Social Media Makes You Pee

Liv Mitchell
#im310-sp20— social media
4 min readFeb 9, 2020

I’m not about to list out how many screens you may use in a day, and how many of those machines have some sort of social media aspect to them. We are all aware of our uses of different platforms to some extent.

It’s like drinking water. You drink a sip water and don’t think about it later. You chug a half a bottle in one sitting and you feel refreshed. You chug the whole bottle and you feel a little sick to your stomach. You drink your goal amount of water everyday that a social media post told you to drink to be healthy and you end up needing to go to the bathroom every thirty minutes.

A little bit of social media usage isn’t harmful. A lot of it starts to take a noticeable affect on your life.

Why participate in social media? Well, one could argue that like water, we need it to survive.

But for the sake of not scaring anyone, we also drink water because it’s refreshing. Especially at three in the morning.

It’s refreshing because it satisfies a need.

In a psychological sense, I like to look at Maslow’s Hierarchy of Needs.

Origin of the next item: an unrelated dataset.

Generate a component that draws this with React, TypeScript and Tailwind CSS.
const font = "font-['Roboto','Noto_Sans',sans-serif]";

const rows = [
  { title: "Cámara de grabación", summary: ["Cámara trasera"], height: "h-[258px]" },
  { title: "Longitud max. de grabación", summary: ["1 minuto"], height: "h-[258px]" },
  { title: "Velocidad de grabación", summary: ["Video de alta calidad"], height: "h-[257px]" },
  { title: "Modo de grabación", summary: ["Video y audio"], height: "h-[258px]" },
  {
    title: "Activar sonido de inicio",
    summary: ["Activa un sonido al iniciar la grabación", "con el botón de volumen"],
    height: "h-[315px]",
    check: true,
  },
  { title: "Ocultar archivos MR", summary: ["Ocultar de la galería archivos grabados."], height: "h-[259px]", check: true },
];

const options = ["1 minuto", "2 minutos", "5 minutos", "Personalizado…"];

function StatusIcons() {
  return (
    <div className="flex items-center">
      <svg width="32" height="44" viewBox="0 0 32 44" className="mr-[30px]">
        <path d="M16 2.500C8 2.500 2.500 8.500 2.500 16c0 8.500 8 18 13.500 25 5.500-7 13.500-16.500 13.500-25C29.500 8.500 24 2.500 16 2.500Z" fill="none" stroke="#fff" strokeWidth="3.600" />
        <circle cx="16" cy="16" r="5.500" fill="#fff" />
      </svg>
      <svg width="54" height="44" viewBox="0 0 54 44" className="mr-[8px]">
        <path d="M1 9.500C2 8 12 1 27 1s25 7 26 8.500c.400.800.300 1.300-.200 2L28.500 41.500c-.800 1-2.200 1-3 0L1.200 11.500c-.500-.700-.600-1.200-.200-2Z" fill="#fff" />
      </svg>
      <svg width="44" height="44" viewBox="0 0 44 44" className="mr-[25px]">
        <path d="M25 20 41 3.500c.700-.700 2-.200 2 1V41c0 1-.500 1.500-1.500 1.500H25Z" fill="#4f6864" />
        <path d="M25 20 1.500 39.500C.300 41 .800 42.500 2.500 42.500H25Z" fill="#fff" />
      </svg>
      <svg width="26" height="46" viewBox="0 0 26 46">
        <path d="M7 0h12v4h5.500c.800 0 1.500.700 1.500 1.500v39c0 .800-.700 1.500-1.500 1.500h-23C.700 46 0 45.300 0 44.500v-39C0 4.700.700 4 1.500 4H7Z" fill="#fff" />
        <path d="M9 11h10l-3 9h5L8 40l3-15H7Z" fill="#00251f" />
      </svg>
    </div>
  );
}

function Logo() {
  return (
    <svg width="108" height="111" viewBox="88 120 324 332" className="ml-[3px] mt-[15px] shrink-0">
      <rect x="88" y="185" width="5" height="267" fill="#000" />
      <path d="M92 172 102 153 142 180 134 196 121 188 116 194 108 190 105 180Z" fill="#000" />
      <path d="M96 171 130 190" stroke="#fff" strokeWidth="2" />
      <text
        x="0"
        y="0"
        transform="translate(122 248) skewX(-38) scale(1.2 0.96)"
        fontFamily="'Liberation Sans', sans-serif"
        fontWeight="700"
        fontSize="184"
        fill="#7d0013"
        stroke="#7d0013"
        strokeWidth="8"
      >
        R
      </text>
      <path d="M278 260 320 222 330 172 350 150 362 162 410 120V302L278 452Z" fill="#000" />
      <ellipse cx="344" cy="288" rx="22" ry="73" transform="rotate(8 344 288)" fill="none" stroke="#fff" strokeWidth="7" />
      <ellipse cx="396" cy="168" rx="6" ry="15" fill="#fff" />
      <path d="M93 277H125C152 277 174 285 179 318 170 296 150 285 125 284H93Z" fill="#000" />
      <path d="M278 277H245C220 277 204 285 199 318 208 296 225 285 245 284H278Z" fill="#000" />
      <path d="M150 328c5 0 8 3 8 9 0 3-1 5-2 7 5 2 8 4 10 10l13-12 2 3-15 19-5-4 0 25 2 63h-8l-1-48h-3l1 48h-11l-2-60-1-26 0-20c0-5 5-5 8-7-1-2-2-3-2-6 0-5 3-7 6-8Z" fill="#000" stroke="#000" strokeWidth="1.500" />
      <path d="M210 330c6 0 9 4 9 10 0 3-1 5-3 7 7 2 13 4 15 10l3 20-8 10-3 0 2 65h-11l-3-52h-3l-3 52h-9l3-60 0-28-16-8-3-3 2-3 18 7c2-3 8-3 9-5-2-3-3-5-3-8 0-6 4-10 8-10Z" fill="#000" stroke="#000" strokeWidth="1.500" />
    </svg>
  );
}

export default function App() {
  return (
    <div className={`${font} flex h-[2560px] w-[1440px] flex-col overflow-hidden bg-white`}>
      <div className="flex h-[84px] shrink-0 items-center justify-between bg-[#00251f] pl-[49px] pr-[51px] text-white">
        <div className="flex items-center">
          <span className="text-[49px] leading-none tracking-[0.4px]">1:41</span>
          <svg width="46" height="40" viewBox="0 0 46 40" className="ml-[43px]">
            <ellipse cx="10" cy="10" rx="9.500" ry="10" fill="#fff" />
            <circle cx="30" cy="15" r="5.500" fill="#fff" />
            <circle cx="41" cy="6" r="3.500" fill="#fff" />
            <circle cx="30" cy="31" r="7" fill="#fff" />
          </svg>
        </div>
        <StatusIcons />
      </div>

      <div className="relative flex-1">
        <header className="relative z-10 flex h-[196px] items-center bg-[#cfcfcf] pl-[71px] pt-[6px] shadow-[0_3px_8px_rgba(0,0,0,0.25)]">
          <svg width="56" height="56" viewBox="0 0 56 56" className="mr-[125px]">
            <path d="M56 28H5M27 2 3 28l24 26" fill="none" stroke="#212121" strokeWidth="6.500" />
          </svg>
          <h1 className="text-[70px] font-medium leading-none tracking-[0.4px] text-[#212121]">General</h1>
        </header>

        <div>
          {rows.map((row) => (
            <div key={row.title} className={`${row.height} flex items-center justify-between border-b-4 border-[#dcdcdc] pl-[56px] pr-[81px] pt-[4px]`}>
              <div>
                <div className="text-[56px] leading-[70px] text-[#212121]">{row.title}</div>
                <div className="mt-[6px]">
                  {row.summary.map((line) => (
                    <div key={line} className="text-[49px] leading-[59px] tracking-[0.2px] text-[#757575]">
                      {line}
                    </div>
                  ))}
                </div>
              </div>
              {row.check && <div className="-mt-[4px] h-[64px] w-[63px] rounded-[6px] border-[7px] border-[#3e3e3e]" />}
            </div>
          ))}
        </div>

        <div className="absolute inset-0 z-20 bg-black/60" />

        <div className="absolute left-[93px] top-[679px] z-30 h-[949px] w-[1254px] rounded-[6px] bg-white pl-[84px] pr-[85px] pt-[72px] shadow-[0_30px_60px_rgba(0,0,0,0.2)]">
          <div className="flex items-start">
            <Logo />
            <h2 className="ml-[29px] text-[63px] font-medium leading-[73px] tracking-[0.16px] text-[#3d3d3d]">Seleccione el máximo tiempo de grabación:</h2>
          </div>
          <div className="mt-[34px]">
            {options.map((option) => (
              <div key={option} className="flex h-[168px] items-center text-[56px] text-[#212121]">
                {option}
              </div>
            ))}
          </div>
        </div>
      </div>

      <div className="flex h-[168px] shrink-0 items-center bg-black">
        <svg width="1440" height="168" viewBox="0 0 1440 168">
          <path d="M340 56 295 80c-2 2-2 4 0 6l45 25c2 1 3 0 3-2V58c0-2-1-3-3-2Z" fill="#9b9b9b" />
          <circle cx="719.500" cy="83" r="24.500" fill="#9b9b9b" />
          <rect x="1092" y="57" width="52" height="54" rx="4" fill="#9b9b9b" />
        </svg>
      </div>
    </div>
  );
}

Humans are social creatures. However, I believe that we are also too smart for our own good. When we can choose the easiest way, why not take it? If you had to choose between going and introducing yourself to a group of people and slowly work up to “belonging in a group” or going on Facebook, liking a meme page, and instantly being satisfied when you contribute your content and interact with strangers. We continue to stay connected and scroll through our phones because it’s an easy fix to connect and communicate.

Social Media is also really super satisfying.

Clay Shirky talks about this idea of satisfaction of participation in his book “Cognitive Surplus”. Shirky uses the example of Josh Gorban’s fan club ran charity page where a group of fans created the charity through lots of work. He questions in Chapter 3 on why this group would spend countless hours working for their charity, and Shirky explains its not about the work, it’s about the credit. The intrinsic motivation of “we did it” and “I did it” keeps satisfying them. The many thank yous and credit given to each individual is rewarding. This can be found through many forms aside from Gorban’s fans.

Forms such as memes. Shirky uses his first chapter to explain why lolcats were so successful, and why social media remains addictive. “You can play this game too.” is a large part of why social media continues to run. Everyone can contribute their voice and content (just like Gorban’s fan club). This is satisfying to be able to be seen and accepted in a world wide web of people who want to see, like, share, pin, retweet, heart, etc, etc, etc… It’s no wonder people stick around on different platforms, because so many new ways of “You can play this game too.” happen everyday. Truthfully, the only reason I haven’t deleted my Facebook because FOMO (fear of missing out).

What does this mean for face to face interaction? Nothing. Do not panic: we will never replace face to face communication entirely. We do, however, replace the need to catch up. Small talk is really hard to have anymore because we already know what’s going on in everyone’s lives.

We lose the need to ask when someone’s birthday is because Facebook will send us a notification. We lose the need to ask “who are you seeing?” because your Instagram profile is filled with pictures of your honeymoon phase. We lose the need to ask where you went on vacation because you tweeted “got sunburned on the beach :(“

Is it a bad thing that we’ve replaced “catching up” with social media feeds and timelines? For me, it’s going to be a no. It’s just how our era communicates. There’s a post that circuits around twitter with two images side by side: one with a group of young adults on their phones, and the other of a bunch of older adults with newspapers.

Social media is not a crisis — just our current “thing”.